▶ [Task description]: Find the string "image" in the listing and report every line that has it.

(Code that builds pages)

==========

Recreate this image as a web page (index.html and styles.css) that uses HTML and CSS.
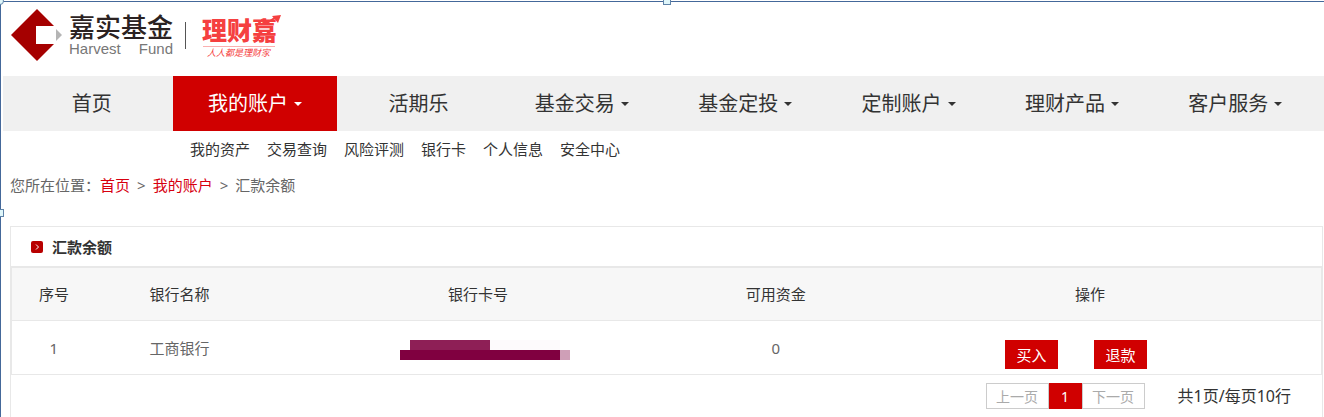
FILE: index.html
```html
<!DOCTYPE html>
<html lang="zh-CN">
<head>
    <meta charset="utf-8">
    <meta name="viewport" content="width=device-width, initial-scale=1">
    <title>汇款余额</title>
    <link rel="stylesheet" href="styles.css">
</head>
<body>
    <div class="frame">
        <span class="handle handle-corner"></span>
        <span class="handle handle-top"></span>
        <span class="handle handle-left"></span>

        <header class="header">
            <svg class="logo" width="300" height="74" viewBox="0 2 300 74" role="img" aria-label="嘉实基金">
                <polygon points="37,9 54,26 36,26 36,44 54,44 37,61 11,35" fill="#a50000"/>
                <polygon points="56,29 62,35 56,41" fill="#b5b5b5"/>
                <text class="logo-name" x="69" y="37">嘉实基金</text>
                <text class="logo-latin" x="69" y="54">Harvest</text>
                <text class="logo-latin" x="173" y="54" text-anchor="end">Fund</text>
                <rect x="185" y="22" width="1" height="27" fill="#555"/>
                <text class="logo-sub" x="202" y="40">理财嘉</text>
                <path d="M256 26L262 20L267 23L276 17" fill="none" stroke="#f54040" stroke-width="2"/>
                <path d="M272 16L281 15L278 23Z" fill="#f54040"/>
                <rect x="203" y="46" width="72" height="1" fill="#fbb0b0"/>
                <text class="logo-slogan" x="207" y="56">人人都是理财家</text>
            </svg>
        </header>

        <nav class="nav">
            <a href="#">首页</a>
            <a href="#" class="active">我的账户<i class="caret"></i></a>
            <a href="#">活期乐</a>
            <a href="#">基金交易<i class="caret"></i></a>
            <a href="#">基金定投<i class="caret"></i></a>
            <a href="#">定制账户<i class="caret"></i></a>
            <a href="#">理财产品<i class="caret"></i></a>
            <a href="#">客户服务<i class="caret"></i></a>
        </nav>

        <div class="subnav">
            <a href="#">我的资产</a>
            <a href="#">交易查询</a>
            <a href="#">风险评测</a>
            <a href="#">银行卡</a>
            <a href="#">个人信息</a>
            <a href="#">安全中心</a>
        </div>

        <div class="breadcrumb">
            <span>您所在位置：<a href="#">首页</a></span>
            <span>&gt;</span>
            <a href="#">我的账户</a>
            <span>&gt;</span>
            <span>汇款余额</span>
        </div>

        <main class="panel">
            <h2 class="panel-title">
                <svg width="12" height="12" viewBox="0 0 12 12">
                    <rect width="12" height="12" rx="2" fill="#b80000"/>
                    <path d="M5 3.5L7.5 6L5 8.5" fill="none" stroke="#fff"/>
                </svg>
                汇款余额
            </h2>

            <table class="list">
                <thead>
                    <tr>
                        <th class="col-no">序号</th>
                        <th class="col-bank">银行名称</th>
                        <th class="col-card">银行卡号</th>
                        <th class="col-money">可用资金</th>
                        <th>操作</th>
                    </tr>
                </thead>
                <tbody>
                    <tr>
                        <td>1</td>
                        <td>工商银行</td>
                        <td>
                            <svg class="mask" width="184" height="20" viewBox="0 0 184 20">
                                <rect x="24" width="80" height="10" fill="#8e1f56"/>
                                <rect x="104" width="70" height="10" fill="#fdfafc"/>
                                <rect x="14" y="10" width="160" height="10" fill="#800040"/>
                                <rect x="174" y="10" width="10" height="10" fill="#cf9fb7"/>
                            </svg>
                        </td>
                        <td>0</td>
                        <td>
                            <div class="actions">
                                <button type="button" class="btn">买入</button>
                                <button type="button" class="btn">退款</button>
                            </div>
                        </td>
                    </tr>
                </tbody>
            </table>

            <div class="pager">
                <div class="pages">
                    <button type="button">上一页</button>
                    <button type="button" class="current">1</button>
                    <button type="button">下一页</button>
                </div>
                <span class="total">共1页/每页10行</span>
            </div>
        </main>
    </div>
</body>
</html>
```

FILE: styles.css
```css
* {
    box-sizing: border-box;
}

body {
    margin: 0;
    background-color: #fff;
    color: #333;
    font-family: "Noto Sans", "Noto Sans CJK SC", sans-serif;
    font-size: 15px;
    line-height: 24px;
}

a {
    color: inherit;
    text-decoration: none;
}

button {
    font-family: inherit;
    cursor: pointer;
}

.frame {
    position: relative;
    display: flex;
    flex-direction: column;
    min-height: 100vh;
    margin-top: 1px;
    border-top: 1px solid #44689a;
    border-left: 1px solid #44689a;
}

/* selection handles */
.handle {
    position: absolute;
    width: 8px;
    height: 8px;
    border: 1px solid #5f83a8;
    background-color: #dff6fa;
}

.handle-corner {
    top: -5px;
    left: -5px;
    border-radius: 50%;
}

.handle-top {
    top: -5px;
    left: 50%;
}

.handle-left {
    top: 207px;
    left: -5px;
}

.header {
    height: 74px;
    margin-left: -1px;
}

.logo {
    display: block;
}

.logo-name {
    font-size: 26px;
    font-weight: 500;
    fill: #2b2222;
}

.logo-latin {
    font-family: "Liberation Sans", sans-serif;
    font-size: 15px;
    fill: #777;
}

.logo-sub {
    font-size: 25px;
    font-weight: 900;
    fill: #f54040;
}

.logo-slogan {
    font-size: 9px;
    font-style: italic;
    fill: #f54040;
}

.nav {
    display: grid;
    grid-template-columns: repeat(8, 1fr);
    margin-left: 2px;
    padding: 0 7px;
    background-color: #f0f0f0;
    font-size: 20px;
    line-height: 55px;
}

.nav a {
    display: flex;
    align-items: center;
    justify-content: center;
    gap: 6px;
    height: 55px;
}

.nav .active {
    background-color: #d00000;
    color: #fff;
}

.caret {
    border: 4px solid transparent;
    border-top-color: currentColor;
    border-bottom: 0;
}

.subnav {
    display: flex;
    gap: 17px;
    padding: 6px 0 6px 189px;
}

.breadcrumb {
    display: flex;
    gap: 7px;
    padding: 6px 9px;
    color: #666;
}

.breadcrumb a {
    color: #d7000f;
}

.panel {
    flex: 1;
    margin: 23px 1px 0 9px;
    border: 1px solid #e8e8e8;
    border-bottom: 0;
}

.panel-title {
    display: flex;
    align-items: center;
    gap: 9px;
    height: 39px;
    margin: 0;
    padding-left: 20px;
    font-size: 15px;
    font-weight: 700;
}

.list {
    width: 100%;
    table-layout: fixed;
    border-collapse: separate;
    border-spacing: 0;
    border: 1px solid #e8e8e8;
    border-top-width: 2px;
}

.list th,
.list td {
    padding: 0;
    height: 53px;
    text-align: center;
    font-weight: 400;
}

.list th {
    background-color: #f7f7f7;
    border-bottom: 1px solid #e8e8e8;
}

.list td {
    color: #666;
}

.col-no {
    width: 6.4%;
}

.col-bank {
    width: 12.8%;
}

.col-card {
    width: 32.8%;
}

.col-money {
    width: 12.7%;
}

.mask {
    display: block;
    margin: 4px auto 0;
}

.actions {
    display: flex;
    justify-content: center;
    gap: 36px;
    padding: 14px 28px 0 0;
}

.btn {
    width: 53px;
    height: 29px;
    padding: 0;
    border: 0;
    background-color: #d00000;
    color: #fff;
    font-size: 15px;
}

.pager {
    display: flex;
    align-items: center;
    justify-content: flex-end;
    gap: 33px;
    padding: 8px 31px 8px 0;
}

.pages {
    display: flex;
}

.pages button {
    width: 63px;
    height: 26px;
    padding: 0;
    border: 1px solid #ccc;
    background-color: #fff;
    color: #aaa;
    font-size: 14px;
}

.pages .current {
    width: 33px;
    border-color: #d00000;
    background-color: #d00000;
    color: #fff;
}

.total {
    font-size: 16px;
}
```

==========

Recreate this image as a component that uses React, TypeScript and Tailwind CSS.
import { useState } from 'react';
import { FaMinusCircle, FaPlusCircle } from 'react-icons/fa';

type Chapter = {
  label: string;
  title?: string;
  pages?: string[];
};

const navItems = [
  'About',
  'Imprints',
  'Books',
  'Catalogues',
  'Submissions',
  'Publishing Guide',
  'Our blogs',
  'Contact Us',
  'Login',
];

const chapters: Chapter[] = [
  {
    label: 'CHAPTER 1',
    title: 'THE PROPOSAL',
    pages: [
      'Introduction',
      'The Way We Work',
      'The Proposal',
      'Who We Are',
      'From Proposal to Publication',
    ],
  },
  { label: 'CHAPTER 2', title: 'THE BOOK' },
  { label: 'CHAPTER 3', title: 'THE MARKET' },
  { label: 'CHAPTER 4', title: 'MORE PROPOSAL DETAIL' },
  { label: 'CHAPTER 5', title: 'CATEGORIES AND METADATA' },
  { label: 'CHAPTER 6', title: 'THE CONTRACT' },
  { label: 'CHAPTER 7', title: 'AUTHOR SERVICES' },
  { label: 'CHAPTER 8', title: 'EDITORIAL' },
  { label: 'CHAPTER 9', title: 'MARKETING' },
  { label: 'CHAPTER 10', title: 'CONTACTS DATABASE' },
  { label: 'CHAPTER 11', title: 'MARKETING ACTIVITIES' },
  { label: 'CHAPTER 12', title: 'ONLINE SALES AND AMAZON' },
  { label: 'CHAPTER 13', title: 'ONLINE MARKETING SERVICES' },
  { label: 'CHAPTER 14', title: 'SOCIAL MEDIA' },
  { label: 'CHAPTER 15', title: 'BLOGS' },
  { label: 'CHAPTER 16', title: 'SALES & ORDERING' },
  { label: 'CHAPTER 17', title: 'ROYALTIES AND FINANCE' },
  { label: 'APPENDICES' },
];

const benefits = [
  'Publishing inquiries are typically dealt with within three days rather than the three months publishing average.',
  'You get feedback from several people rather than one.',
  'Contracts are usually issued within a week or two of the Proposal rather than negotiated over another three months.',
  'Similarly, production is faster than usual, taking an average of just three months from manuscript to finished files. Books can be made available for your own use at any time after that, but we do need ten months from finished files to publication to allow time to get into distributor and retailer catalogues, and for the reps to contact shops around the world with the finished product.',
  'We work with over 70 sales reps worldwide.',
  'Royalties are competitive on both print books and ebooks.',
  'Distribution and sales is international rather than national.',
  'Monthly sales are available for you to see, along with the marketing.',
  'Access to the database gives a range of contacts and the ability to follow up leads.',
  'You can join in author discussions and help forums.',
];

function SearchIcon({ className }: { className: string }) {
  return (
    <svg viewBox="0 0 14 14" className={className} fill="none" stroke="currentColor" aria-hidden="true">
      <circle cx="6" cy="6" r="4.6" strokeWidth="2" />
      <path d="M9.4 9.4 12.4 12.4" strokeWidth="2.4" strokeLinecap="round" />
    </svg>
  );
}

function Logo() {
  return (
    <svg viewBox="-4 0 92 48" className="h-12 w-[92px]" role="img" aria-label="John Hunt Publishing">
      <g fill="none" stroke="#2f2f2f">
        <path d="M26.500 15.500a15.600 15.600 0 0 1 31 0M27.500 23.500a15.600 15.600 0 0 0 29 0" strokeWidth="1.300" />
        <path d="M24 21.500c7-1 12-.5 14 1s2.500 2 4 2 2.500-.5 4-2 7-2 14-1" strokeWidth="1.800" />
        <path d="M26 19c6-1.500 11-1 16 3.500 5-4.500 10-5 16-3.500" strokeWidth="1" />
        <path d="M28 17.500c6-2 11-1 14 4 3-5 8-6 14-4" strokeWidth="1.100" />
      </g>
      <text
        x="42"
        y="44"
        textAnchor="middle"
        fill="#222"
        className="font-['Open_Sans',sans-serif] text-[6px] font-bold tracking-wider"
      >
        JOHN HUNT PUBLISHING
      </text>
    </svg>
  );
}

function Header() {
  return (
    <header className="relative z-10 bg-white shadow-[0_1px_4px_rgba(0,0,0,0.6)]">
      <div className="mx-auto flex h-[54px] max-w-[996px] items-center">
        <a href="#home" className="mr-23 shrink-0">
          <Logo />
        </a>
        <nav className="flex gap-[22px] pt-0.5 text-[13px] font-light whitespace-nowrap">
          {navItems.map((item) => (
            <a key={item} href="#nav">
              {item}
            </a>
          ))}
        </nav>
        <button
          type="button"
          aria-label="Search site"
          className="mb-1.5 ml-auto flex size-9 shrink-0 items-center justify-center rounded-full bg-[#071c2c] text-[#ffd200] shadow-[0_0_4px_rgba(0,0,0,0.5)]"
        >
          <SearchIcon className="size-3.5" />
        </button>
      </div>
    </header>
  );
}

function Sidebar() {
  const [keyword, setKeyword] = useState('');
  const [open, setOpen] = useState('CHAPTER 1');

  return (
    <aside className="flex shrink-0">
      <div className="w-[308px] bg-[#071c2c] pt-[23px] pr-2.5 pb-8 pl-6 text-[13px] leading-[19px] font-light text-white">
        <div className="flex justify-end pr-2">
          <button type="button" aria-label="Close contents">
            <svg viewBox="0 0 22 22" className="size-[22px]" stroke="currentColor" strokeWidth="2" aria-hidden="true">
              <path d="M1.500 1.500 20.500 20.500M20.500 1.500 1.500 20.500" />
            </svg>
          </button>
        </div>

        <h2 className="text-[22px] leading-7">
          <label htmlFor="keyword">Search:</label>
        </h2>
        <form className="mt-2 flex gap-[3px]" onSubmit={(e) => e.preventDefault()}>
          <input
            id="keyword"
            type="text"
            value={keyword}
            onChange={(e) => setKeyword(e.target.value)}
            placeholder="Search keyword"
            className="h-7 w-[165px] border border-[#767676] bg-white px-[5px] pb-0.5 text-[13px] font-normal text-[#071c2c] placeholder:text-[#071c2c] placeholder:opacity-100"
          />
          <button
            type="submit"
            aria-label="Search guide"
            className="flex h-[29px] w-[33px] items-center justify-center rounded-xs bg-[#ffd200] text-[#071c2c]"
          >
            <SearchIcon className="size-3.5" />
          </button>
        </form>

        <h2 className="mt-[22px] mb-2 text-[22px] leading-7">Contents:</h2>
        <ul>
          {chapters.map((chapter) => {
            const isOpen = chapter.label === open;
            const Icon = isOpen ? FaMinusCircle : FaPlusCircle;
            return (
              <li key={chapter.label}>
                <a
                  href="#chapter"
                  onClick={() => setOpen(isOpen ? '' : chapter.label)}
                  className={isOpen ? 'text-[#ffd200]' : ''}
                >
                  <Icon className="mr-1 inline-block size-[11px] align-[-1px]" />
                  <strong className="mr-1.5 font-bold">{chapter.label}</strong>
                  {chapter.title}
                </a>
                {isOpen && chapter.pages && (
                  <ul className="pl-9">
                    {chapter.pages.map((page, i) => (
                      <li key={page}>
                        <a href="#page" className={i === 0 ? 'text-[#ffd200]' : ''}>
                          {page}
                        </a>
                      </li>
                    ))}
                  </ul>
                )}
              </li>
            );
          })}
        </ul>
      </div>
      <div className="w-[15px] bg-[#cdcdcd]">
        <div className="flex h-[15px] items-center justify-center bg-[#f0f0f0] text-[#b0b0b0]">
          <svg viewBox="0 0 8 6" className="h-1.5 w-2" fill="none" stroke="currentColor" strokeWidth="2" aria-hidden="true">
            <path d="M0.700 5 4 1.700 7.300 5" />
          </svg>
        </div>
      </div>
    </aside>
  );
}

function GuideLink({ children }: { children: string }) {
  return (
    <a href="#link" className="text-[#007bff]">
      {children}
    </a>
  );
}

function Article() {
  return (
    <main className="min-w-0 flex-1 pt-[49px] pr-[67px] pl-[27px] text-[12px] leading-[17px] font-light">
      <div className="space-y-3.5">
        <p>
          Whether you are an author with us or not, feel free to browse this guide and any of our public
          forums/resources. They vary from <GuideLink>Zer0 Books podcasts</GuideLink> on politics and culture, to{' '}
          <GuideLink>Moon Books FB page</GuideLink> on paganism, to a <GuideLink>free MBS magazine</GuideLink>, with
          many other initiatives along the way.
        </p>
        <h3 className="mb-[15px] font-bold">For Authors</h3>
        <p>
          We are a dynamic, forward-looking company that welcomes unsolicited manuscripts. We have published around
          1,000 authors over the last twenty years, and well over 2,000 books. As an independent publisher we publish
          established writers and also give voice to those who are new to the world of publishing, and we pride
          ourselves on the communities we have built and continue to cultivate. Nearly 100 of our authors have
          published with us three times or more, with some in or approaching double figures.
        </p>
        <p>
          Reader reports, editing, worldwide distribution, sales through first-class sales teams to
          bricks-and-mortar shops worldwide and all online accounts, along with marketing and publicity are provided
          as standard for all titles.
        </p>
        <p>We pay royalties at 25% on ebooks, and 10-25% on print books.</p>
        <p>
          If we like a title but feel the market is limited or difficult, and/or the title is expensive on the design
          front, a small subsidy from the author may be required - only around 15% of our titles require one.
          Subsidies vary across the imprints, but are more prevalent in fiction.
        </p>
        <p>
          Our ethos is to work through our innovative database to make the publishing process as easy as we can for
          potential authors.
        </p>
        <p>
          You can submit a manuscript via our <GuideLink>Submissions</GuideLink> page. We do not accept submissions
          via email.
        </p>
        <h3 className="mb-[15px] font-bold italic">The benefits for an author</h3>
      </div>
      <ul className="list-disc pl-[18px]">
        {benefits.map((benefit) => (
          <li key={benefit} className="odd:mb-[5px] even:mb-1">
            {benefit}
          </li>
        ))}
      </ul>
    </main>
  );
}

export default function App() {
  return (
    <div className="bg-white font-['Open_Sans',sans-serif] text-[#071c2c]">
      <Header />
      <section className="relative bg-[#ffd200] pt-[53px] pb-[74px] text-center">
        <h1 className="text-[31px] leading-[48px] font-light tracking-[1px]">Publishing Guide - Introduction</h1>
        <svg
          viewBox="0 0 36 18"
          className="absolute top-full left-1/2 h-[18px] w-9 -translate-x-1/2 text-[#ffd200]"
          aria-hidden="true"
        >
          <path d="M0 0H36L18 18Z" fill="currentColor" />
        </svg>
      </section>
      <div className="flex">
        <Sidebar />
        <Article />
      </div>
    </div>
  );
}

==========

▶ [Output of the exercise]:
Recreate this image as a web page (index.html and styles.css) that uses HTML and CSS.
Recreate this image as a component that uses React, TypeScript and Tailwind CSS.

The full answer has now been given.